When Betawi meets jazz


Lantun Orchestra
International Jazz Day with Lantun Orchestra live in @america, Jakarta, 30 April 2015
From swing to bebop, acid, and the further rapid evolution of jazz when the western world brought it on board of the trade ships to meet Indonesian vernacular music in the 20s, Lantun Orchestra played their repertoire based on a timeline that tells about each period of the constantly-altering musical genre. Their live performance When Betawi Meets Jazz in @america, Jakarta, 30 April, started with the 1929 song Ain't Misbehavin by Fats Waller, before moving to another era of bebop which was popularized by the 30s era trumpeter Dizzy Gillespie. 

Lantun Orchestra
But the real deal, as the concert title suggests, is when after a number of songs used to create a sense of time journey in the introduction to jazz history, they presented a discourse about local jazz development by doing some unique experiment in their segmentation, the Betawi music. Long established as a culture of amalgamated foreign influences, from West Europe, Middle East, China, and Java which shared the same island, Lantun Orchestra rearranged jazz songs in a way that all the differing instruments each of the member plays have a significant role in creating a unique musical style.
Besides piano, trumpet, and the use of electronic string instruments as a rhythm character , there is Kendang, a traditional percussion that bolster the vernacular element in the traditional music they differed in, flute, accordion, and the violin that interestingly became a lead element that often handles the improvisation technique. They played a lineup of songs that was popularized by Benyamin Sueb, such as the intro of popular serial program of the 90s Si Doel Anak Sekolahan, the definitive Betawi songs Ondel-Ondel and Hujan Gerimis Aje.
US Ambassor for Indonesia Robert Blake
US Ambassador to Indonesia Robert Blake attended the International Jazz Day in @america, while appreciating Lantun Orchestra as part of the event that was held simultaneously in 700 venues around the globe on 30 April this year.
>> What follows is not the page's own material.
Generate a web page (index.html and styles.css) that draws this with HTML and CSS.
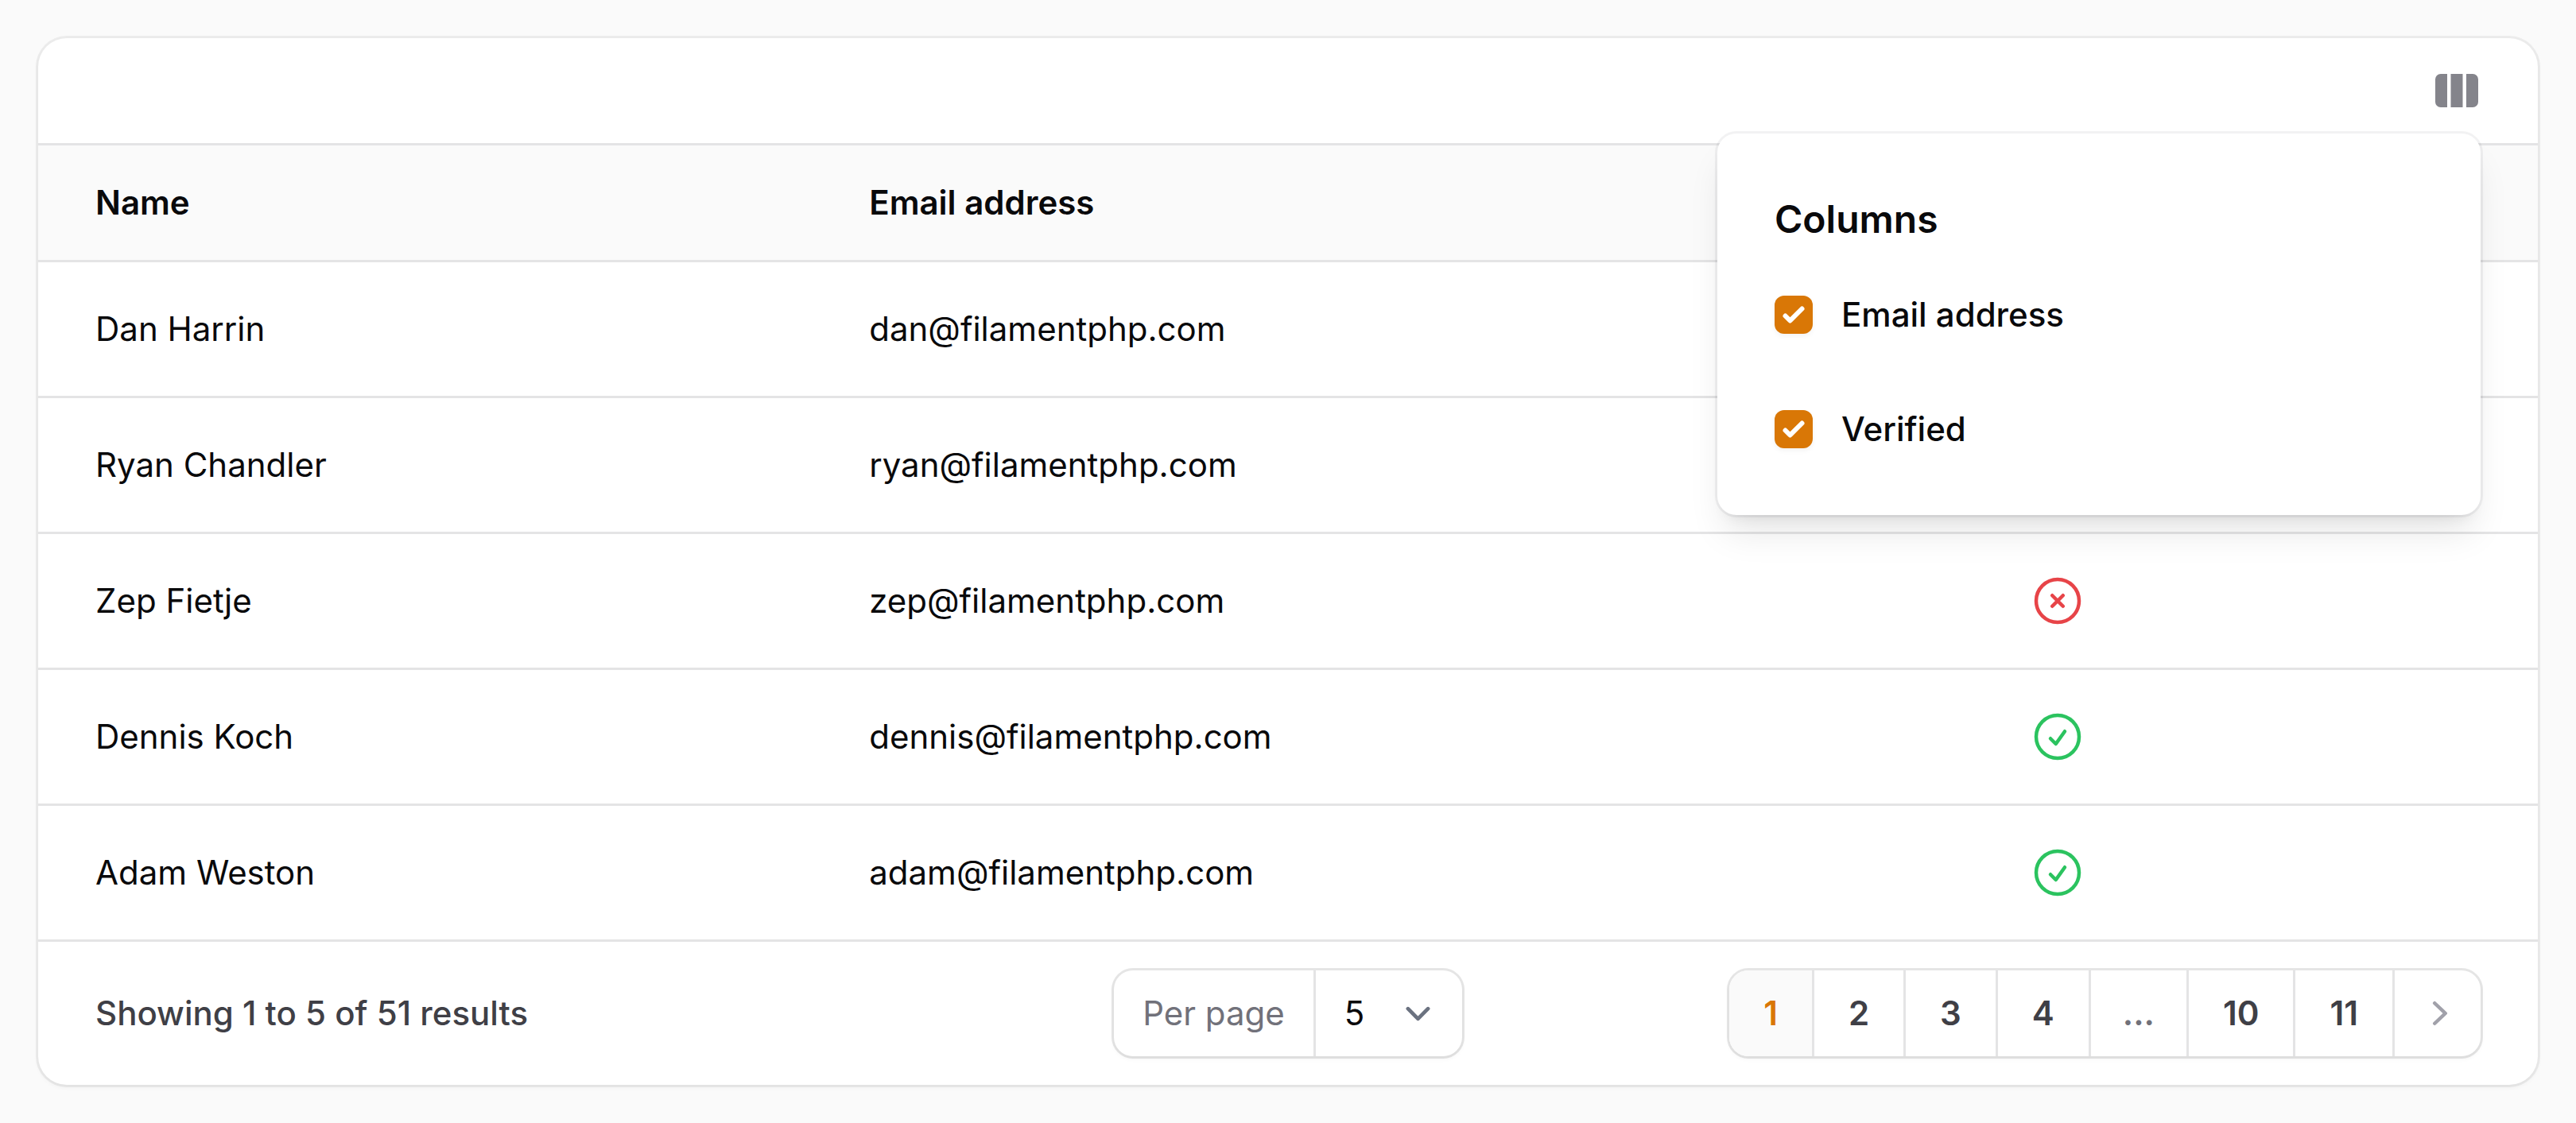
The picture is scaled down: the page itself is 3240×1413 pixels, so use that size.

The band's stage improvisation gets its shape thanks to the vocalist Nesia Ardi, who not only sings Betawi songs with heart, but also applies the social behavior of Betawi culture, and brought laughters for the amused audience due to the expressive and outspoken verbal culture. Having begun recording in 2010, Lantun Orchestra gets its creativity from the Chaka Priambudi, the cofounder besides Nesia Ardi and also songwriter who plays bass and recently writes Kutunggu Kau di Salemba, a 50s-style cool jazz that certainly gives perspective to local audience just how it looks like to thrive in the less mainstream project like this, and how grateful to have them keep doing it.